§ **Problem details**: Copy everything in the listing below word for word, apart from any images.

================================

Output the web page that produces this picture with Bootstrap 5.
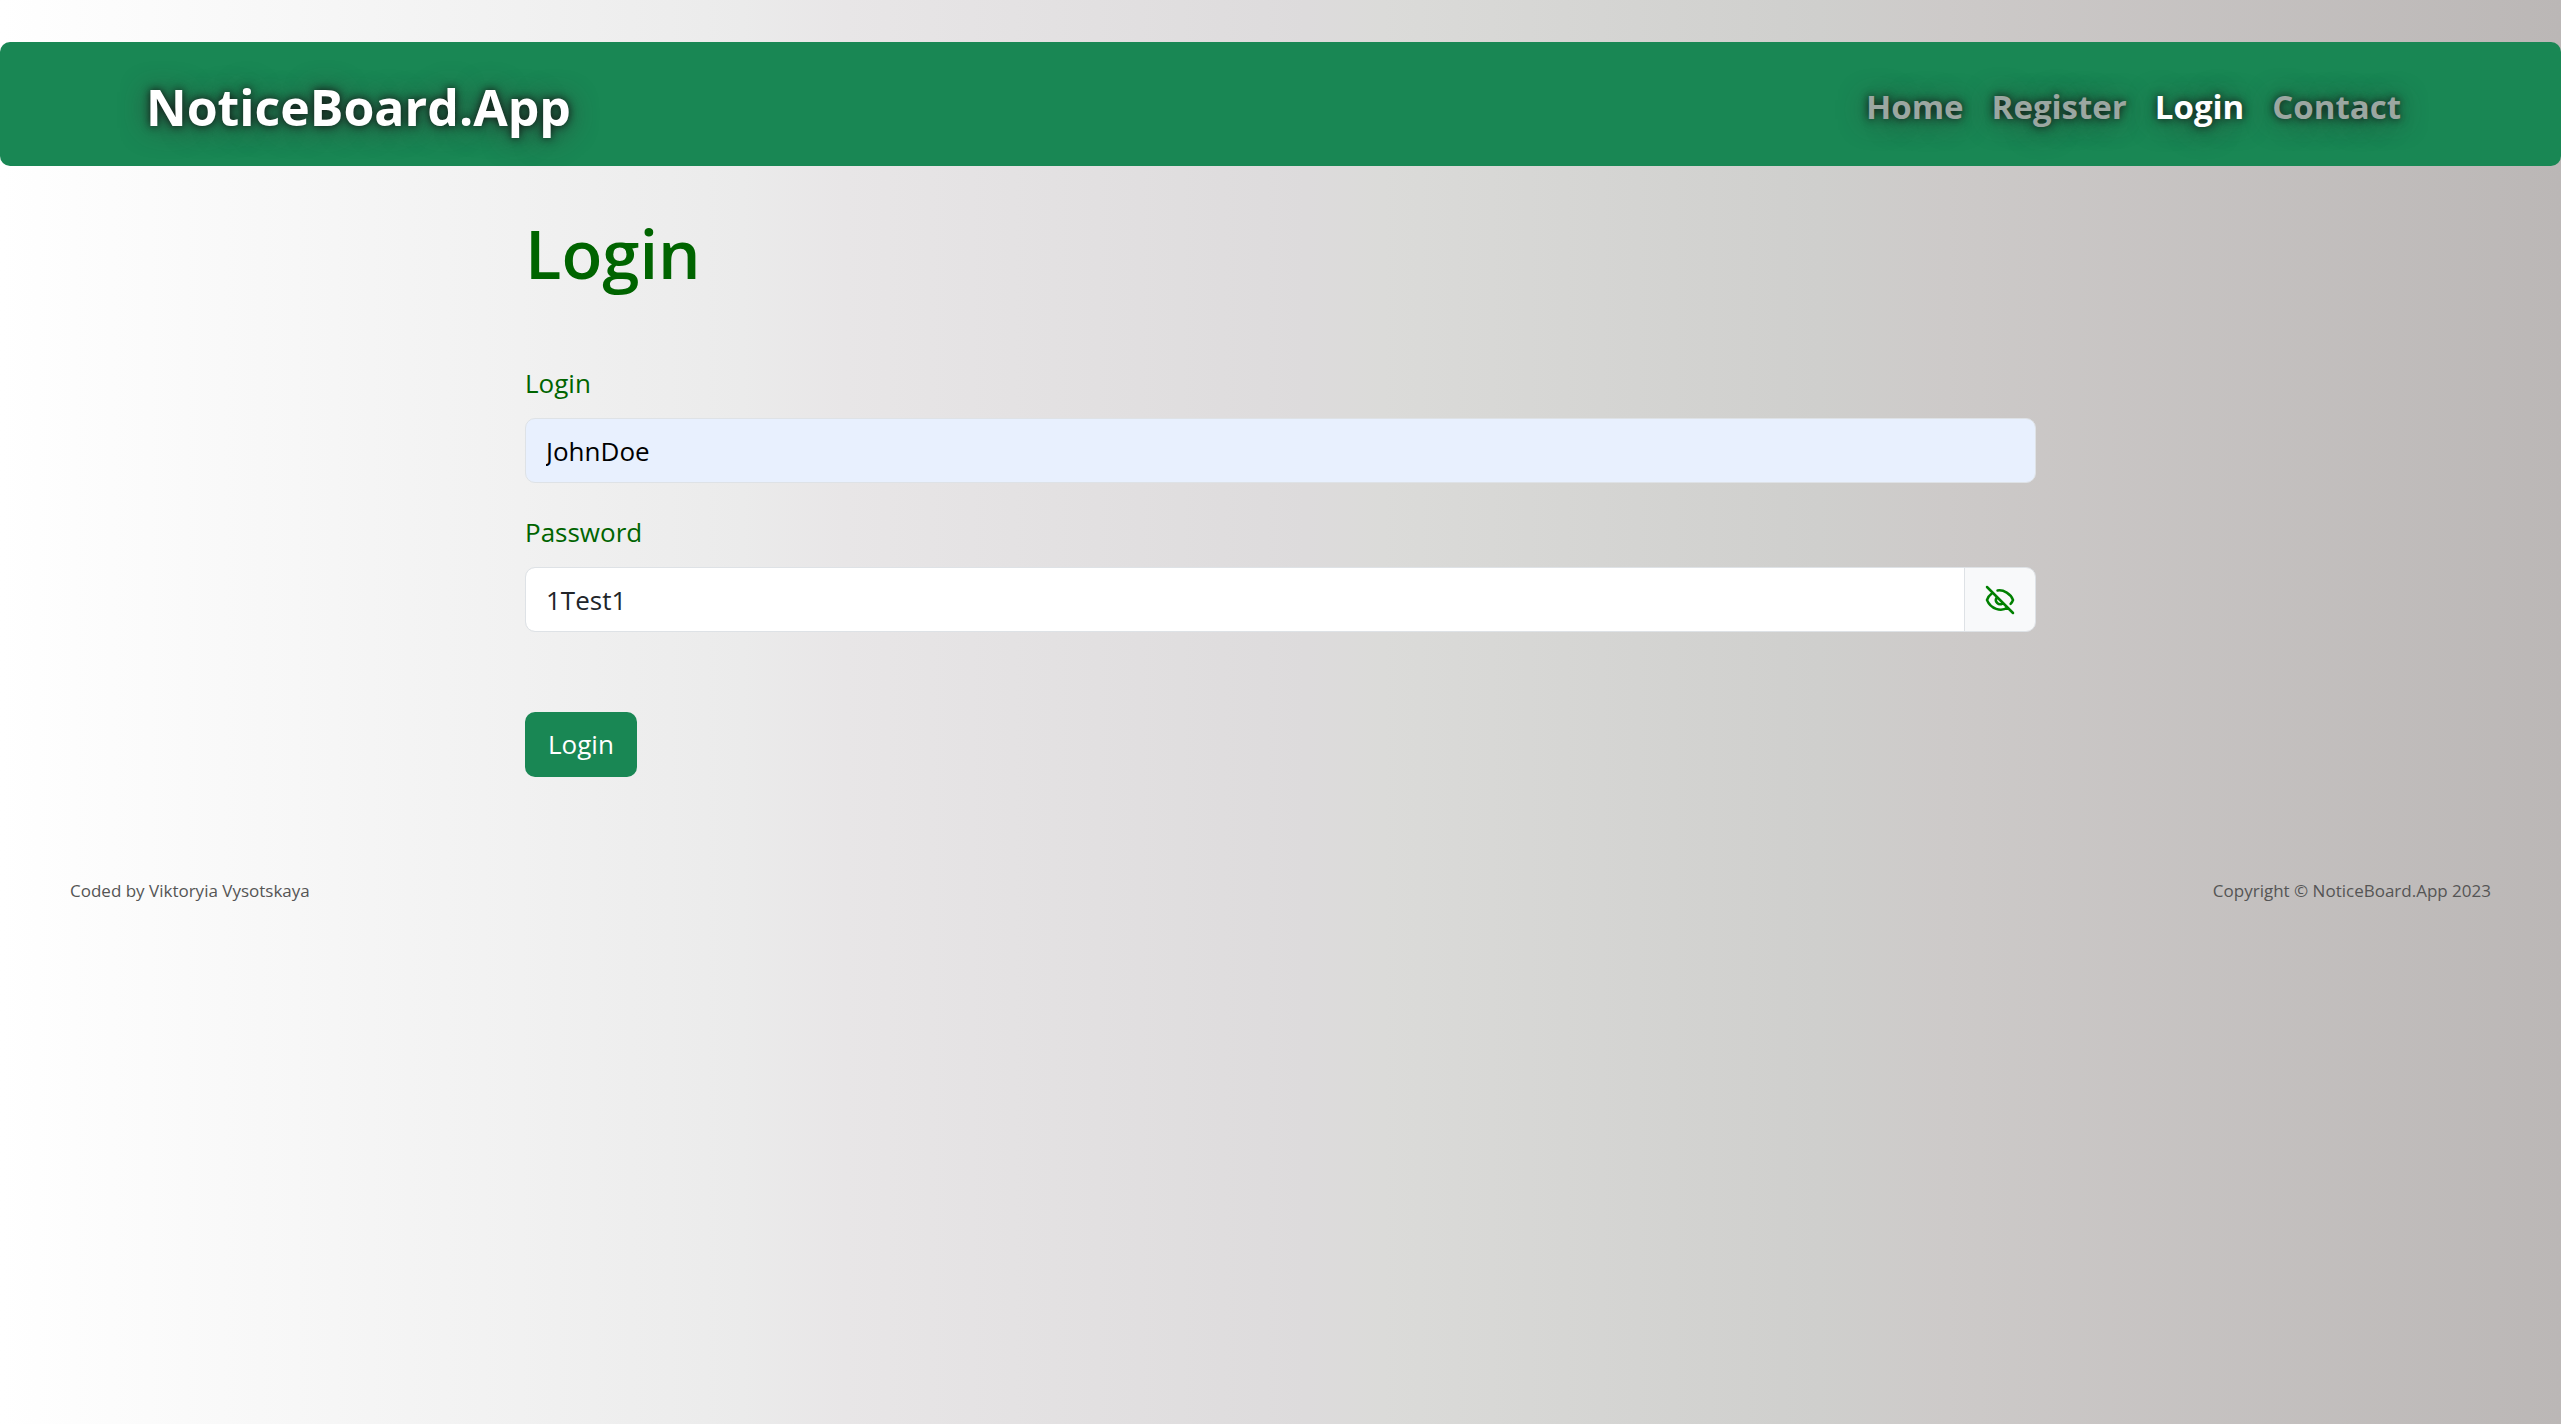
<!DOCTYPE html>
<html lang="en">
<head>
<meta charset="utf-8">
<meta name="viewport" content="width=device-width, initial-scale=1">
<title>NoticeBoard.App</title>
<link href="https://cdn.jsdelivr.net/npm/bootstrap@5.3.0/dist/css/bootstrap.min.css" rel="stylesheet">
<style>
  :root { --leaf: #198754; }
  body {
    min-height: 100vh;
    font-family: "Open Sans", "Noto Sans", sans-serif;
    font-size: 26px;
    line-height: 41px;
    background: linear-gradient(to right, #fff 0%, #ebebeb 29%, #e8e6e7 33%, #dddbdc 51%, #dbdbd9 54%, #cfcfcd 71%, #cdcac9 76%, #bbb7b6 100%);
  }
  .site-bar { background: var(--leaf); border-radius: 10px; padding: 17px 146px 11px; margin-top: 42px; min-height: 124px; }
  .site-bar .navbar-brand, .site-bar .nav-link { font-weight: 700; text-shadow: 0 0 8px #111, 0 2px 28px #333; }
  .site-bar .navbar-brand { color: #fff; font-size: 50px; line-height: 68px; padding: 0; margin: 0; }
  .site-bar .navbar-nav .nav-link { color: #9ba7a1; font-size: 33px; line-height: 52px; padding: 0 14px; }
  .site-bar .navbar-nav .nav-link.active { color: #fff; }
  .login-pane { width: 59%; margin: 46px auto 0; color: #006400; }
  .login-pane h1 { font-size: 67px; font-weight: 600; line-height: 82px; margin-bottom: 69px; }
  .login-pane .form-label { margin-bottom: 14px; }
  .login-pane .field-gap { margin-bottom: 29px; }
  .login-pane .form-control { font-size: 26px; line-height: 41px; padding: 12px 20px 10px; border: 1px solid #dee2e6; border-radius: 10px; }
  .login-pane .filled { background: #e8f0fe; color: #000; }
  .login-pane .eye-toggle { background: #f8f9fa; border: 1px solid #dee2e6; border-radius: 10px; padding: 0 20px; line-height: 1; }
  .login-pane .send { background: var(--leaf); color: #fff; font-size: 26px; line-height: 41px; padding: 12px 23px; margin-top: 51px; border: 0; border-radius: 10px; }
  .page-foot { font-size: 17px; line-height: 26px; color: #555; padding: 0 70px; margin-top: 101px; }
</style>
</head>
<body>
<header>
  <nav class="navbar navbar-expand site-bar justify-content-between">
    <a class="navbar-brand" href="#">NoticeBoard.App</a>
    <div class="navbar-nav">
      <a class="nav-link" href="#">Home</a>
      <a class="nav-link" href="#">Register</a>
      <a class="nav-link active" aria-current="page" href="#">Login</a>
      <a class="nav-link" href="#">Contact</a>
    </div>
  </nav>
</header>
<main class="login-pane">
  <h1>Login</h1>
  <form>
    <div class="field-gap">
      <label class="form-label d-block" for="user">Login</label>
      <input class="form-control filled" id="user" type="text" value="JohnDoe">
    </div>
    <div class="field-gap">
      <label class="form-label d-block" for="pass">Password</label>
      <div class="input-group">
        <input class="form-control" id="pass" type="text" value="1Test1">
        <button class="btn eye-toggle" type="button" aria-label="Hide password">
          <svg width="30" height="30" viewBox="0 0 30 30" fill="none" stroke="#008000" stroke-width="2.5" stroke-linecap="round"><path d="M2 2l26 26M12.500 5.500C18.500 4.500 26 9 28 15c-.5 1.500-1.200 2.600-2.400 3.800M7 8.200C4.800 9.800 3 12 2 15c3.600 9 14 12 20.500 7.500M11.300 13a4.300 4.300 0 0 0 6 5.600"/></svg>
        </button>
      </div>
    </div>
    <button class="btn send" type="submit">Login</button>
  </form>
</main>
<footer class="page-foot d-flex justify-content-between">
  <span>Coded by Viktoryia Vysotskaya</span>
  <span>Copyright © NoticeBoard.App 2023</span>
</footer>
<script src="https://cdn.jsdelivr.net/npm/bootstrap@5.3.0/dist/js/bootstrap.bundle.min.js"></script>
</body>
</html>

================================

§ **Reply to the exercise**:
Output the web page that produces this picture with Bootstrap 5.
<!DOCTYPE html>
<html lang="en">
<head>
<meta charset="utf-8">
<meta name="viewport" content="width=device-width, initial-scale=1">
<title>NoticeBoard.App</title>
<link href="https://cdn.jsdelivr.net/npm/bootstrap@5.3.0/dist/css/bootstrap.min.css" rel="stylesheet">
<style>
  :root { --leaf: #198754; }
  body {
    min-height: 100vh;
    font-family: "Open Sans", "Noto Sans", sans-serif;
    font-size: 26px;
    line-height: 41px;
    background: linear-gradient(to right, #fff 0%, #ebebeb 29%, #e8e6e7 33%, #dddbdc 51%, #dbdbd9 54%, #cfcfcd 71%, #cdcac9 76%, #bbb7b6 100%);
  }
  .site-bar { background: var(--leaf); border-radius: 10px; padding: 17px 146px 11px; margin-top: 42px; min-height: 124px; }
  .site-bar .navbar-brand, .site-bar .nav-link { font-weight: 700; text-shadow: 0 0 8px #111, 0 2px 28px #333; }
  .site-bar .navbar-brand { color: #fff; font-size: 50px; line-height: 68px; padding: 0; margin: 0; }
  .site-bar .navbar-nav .nav-link { color: #9ba7a1; font-size: 33px; line-height: 52px; padding: 0 14px; }
  .site-bar .navbar-nav .nav-link.active { color: #fff; }
  .login-pane { width: 59%; margin: 46px auto 0; color: #006400; }
  .login-pane h1 { font-size: 67px; font-weight: 600; line-height: 82px; margin-bottom: 69px; }
  .login-pane .form-label { margin-bottom: 14px; }
  .login-pane .field-gap { margin-bottom: 29px; }
  .login-pane .form-control { font-size: 26px; line-height: 41px; padding: 12px 20px 10px; border: 1px solid #dee2e6; border-radius: 10px; }
  .login-pane .filled { background: #e8f0fe; color: #000; }
  .login-pane .eye-toggle { background: #f8f9fa; border: 1px solid #dee2e6; border-radius: 10px; padding: 0 20px; line-height: 1; }
  .login-pane .send { background: var(--leaf); color: #fff; font-size: 26px; line-height: 41px; padding: 12px 23px; margin-top: 51px; border: 0; border-radius: 10px; }
  .page-foot { font-size: 17px; line-height: 26px; color: #555; padding: 0 70px; margin-top: 101px; }
</style>
</head>
<body>
<header>
  <nav class="navbar navbar-expand site-bar justify-content-between">
    <a class="navbar-brand" href="#">NoticeBoard.App</a>
    <div class="navbar-nav">
      <a class="nav-link" href="#">Home</a>
      <a class="nav-link" href="#">Register</a>
      <a class="nav-link active" aria-current="page" href="#">Login</a>
      <a class="nav-link" href="#">Contact</a>
    </div>
  </nav>
</header>
<main class="login-pane">
  <h1>Login</h1>
  <form>
    <div class="field-gap">
      <label class="form-label d-block" for="user">Login</label>
      <input class="form-control filled" id="user" type="text" value="JohnDoe">
    </div>
    <div class="field-gap">
      <label class="form-label d-block" for="pass">Password</label>
      <div class="input-group">
        <input class="form-control" id="pass" type="text" value="1Test1">
        <button class="btn eye-toggle" type="button" aria-label="Hide password">
          <svg width="30" height="30" viewBox="0 0 30 30" fill="none" stroke="#008000" stroke-width="2.5" stroke-linecap="round"><path d="M2 2l26 26M12.500 5.500C18.500 4.500 26 9 28 15c-.5 1.500-1.200 2.600-2.400 3.800M7 8.200C4.800 9.800 3 12 2 15c3.600 9 14 12 20.500 7.500M11.300 13a4.300 4.300 0 0 0 6 5.600"/></svg>
        </button>
      </div>
    </div>
    <button class="btn send" type="submit">Login</button>
  </form>
</main>
<footer class="page-foot d-flex justify-content-between">
  <span>Coded by Viktoryia Vysotskaya</span>
  <span>Copyright © NoticeBoard.App 2023</span>
</footer>
<script src="https://cdn.jsdelivr.net/npm/bootstrap@5.3.0/dist/js/bootstrap.bundle.min.js"></script>
</body>
</html>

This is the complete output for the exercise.